La alegría, para celebrar el gozo de existir, como un brindis por cada instante de nuestra vida, sin que nos dobleguen los fracasos, haciendo que la luz que nos alumbra por dentro ilumine a los demás por medio de nuestra sincera sonrisa.
La solidaridad, para no encerrarnos en nuestro propio yo, para sentir como nuestro el sufrimiento de los demás, para caminar a su lado, buscando una alternativa liberadora a su dolor. Para sentir que cualquier persona, en cualquier parte del mundo, es nuestro hermano.
La sobriedad, para vivir en plenitud, no dejándonos consumir por un consumo absurdo, para valorar lo que tenemos, para percibir que somos partícipes en el empobrecimiento del mundo, en el deterioro de nuestra madre Tierra, realizando acciones concretas para remediarlo.
La interioridad, para detenernos un momento ante tanto estrés diario, para que, en el silencio y la soledad, callemos tanto ruido y nos adentremos en nuestro interior, para reconocer la Presencia que nos vivifica, para valorar nuestra existencia, para gozar de nuestro propio corazón y de tantos rostros impresos en él.
La cooperación, para mostrar nuestro rechazo ante una competitividad inhumana, para unirnos a los demás en contra de cualquier causa injusta, para romper con el egoísmo que nos aísla.
La com-pasión, para seguir siendo verdaderos apasionados por la vida, para padecer/sentir-con-los-demás sus sufrimientos y sus alegrías, para abandonar la dureza del corazón, para salir al encuentro de quienes se encuentran tirados en las cunetas de los caminos del mundo.
La autoestima, pero no la de los manuales que te encierran en ti mismo, en nuestra propia autosatisfacción, sino la que te ayuda a reconocer tus cualidades y a valorar tus capacidades, poniéndolos gratuitamente al servicio de los otros.
La sociabilidad, para no aislarnos en nuestra propia casa, en nuestra propia familia, en nuestro propio barrio o comunidad, para abrir y derribar fronteras que nos separan, para sentir el inmenso y sencillo placer de estar juntos.

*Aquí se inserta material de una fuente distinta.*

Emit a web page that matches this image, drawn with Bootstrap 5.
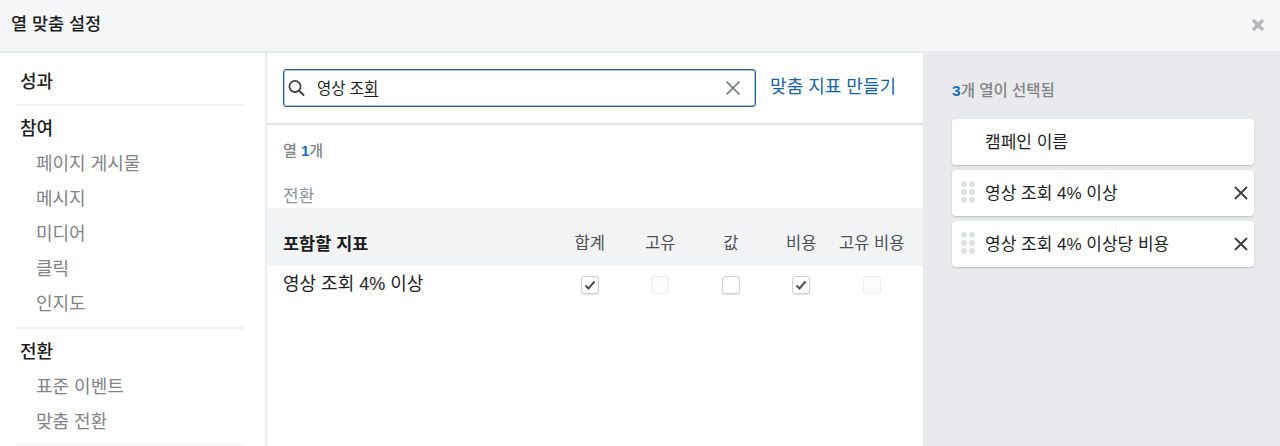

La acogida, para encontrarnos y hacernos cercanos a cualquier persona, de cualquier parte del mundo, de cualquier religión, idea o cultura, y así mostrarnos felices y orgullosos de formar parte de nuestra humanidad.
El perdón, ante tanta violencia, ante tanto dolor causado a los demás o por los otros, ante los engaños que sufrimos, ante las decepciones. El perdón que nos enseñó Jesús a practicar siempre, como nos muestra en cada momento nuestro buen Padre y Madre Dios, hagamos lo que hagamos, el perdón como semilla y fruto de un mundo nuevo y reconciliado.
La convivencia, como una mesa bien dispuesta y abierta al otro, como la alegría de charlar con el que llega de fuera de nuestro pequeño mundo, como respeto y tolerancia hacia uno mismo y hacia los demás, creando una sociedad más abierta, más colorida, más pluriforme, más gozosa.
La paz, para alcanzar el diálogo auténtico, para solucionar los conflictos como seres humanos, para que llene el corazón, para combatir la violencia que hay en uno mismo y en los demás, para que, de la mano de la justicia y la verdad, se avance hacia un horizonte de plena armonía y cordialidad.
La amistad, como regalo continuo, como fuente de satisfacción, como gratuidad y alegría, como poder compartir los gozos y las penas, como dejarse deslumbrar por la belleza del instante en que compartes y celebras la vida con tu amigo o amiga.
La esperanza, como una planta que no se deja abatir por el temporal, como trabajo permanente ante la adversidad, como horizonte y camino, utopía y empeño diario, como signo de que nada está perdido, como fruto del esfuerzo por no dejarse abatir por nada. Y ofreciendo confianza, perspectiva y ánimo a quienes se encuentran abatidos y desilusionados por los golpes de la vida.